This is where miners step in. Their primary job isn't just to create new Bitcoin; it's to validate and confirm batches of transactions, called blocks. They gather transactions from the network, compile them into a block, and then compete in a global computational race. The goal of this race is to solve a cryptographic puzzle—a kind of lottery where you guess a winning number. This process is known as Proof of Work.
The first miner to find the correct solution announces it to the rest of the network. The other participants then quickly verify that the answer is correct and that the transactions within the block are legitimate. Once a consensus is reached, this new block is added to the end of the blockchain, creating a permanent and unchangeable record. For this monumental effort of securing the network, the successful miner is rewarded with two things: a fixed amount of newly minted Bitcoin (known as the block reward, currently 3.125 BTC after the 2024 halving) and all the transaction fees associated with the transactions in that block.
This cycle repeats roughly every ten minutes, creating a rhythmic, predictable heartbeat for the Bitcoin network. It’s a beautifully designed system that incentivizes honesty; attempting to cheat the system would require an unimaginable amount of computational power, making it economically irrational.
The Practical Journey: How Would You Actually Mine Bitcoin?
So, you understand the theory. Now, what would it actually take to set up a mining operation in your home office, basement, or garage? Let's walk through the practical steps, acknowledging the hurdles you'd face from the very beginning.
Your first and most significant investment is in hardware. You can't mine Bitcoin profitably with a laptop or a gaming PC anymore; those days are long gone. The industry standard is now dominated by specialized machines called ASICs (Application-Specific Integrated Circuits). These are computers designed for one purpose and one purpose only: to solve the Bitcoin mining puzzle as efficiently as possible. Models like the Bitmain Antminer S19 Pro or the WhatsMiner M30S are common workhorses, but they come with a hefty price tag, often ranging from two to four thousand dollars each. They are also incredibly power-hungry and loud, sounding like a high-powered vacuum cleaner running 24/7.

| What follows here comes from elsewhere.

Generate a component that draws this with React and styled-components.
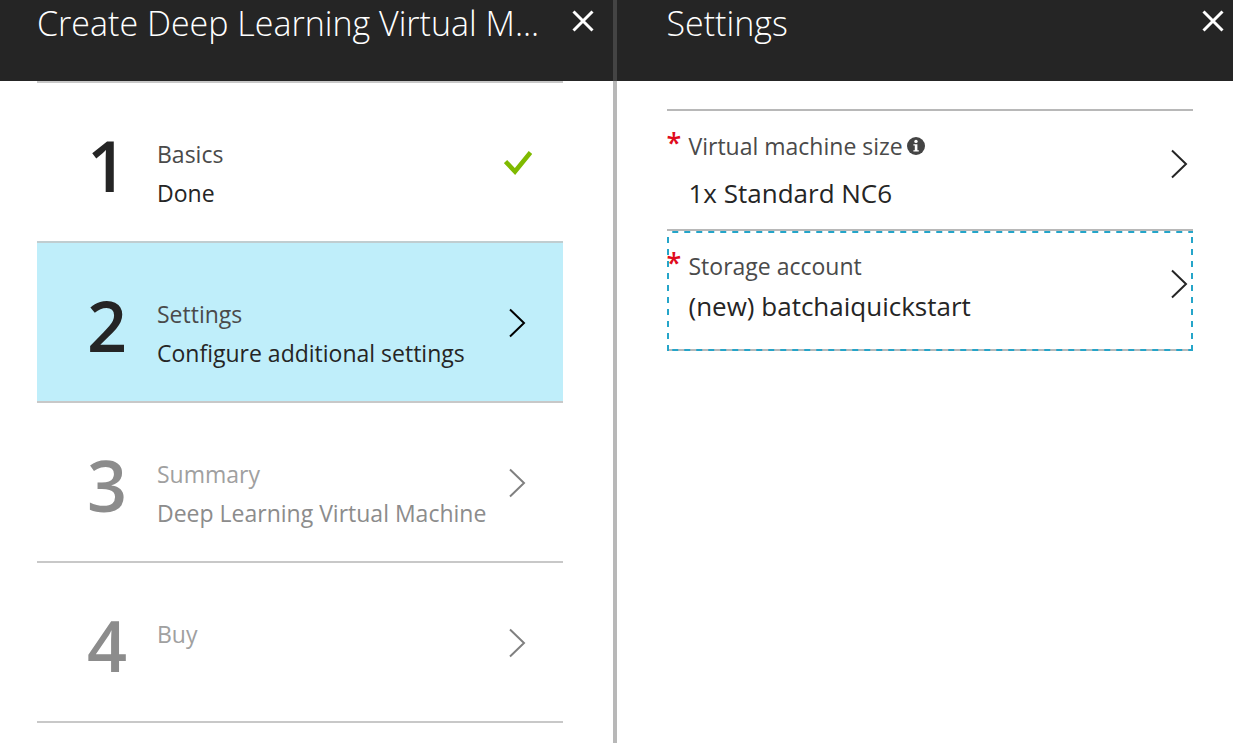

Once you have your hardware, you need a digital vault to store your earnings. This means setting up a secure Bitcoin wallet. For a miner, a hardware wallet like a Ledger or Trezor is often recommended for its balance of security and accessibility, keeping your hard-earned coins safe from online threats.
Next, you must confront a central truth of modern mining: going it alone is almost certainly a path to zero returns. The competition is so fierce that your single ASIC would be a tiny fish in an ocean of whales. Your chances of successfully mining a block on your own are astronomically low. This is why the vast majority of miners join a mining pool. In a pool, thousands of miners combine their computational power to increase their collective chance of finding a block. When the pool is successful, the rewards are distributed among all participants proportionally to the power they contributed. It means more frequent, smaller payouts, which is far more sustainable for an individual than waiting for a lottery win that may never come.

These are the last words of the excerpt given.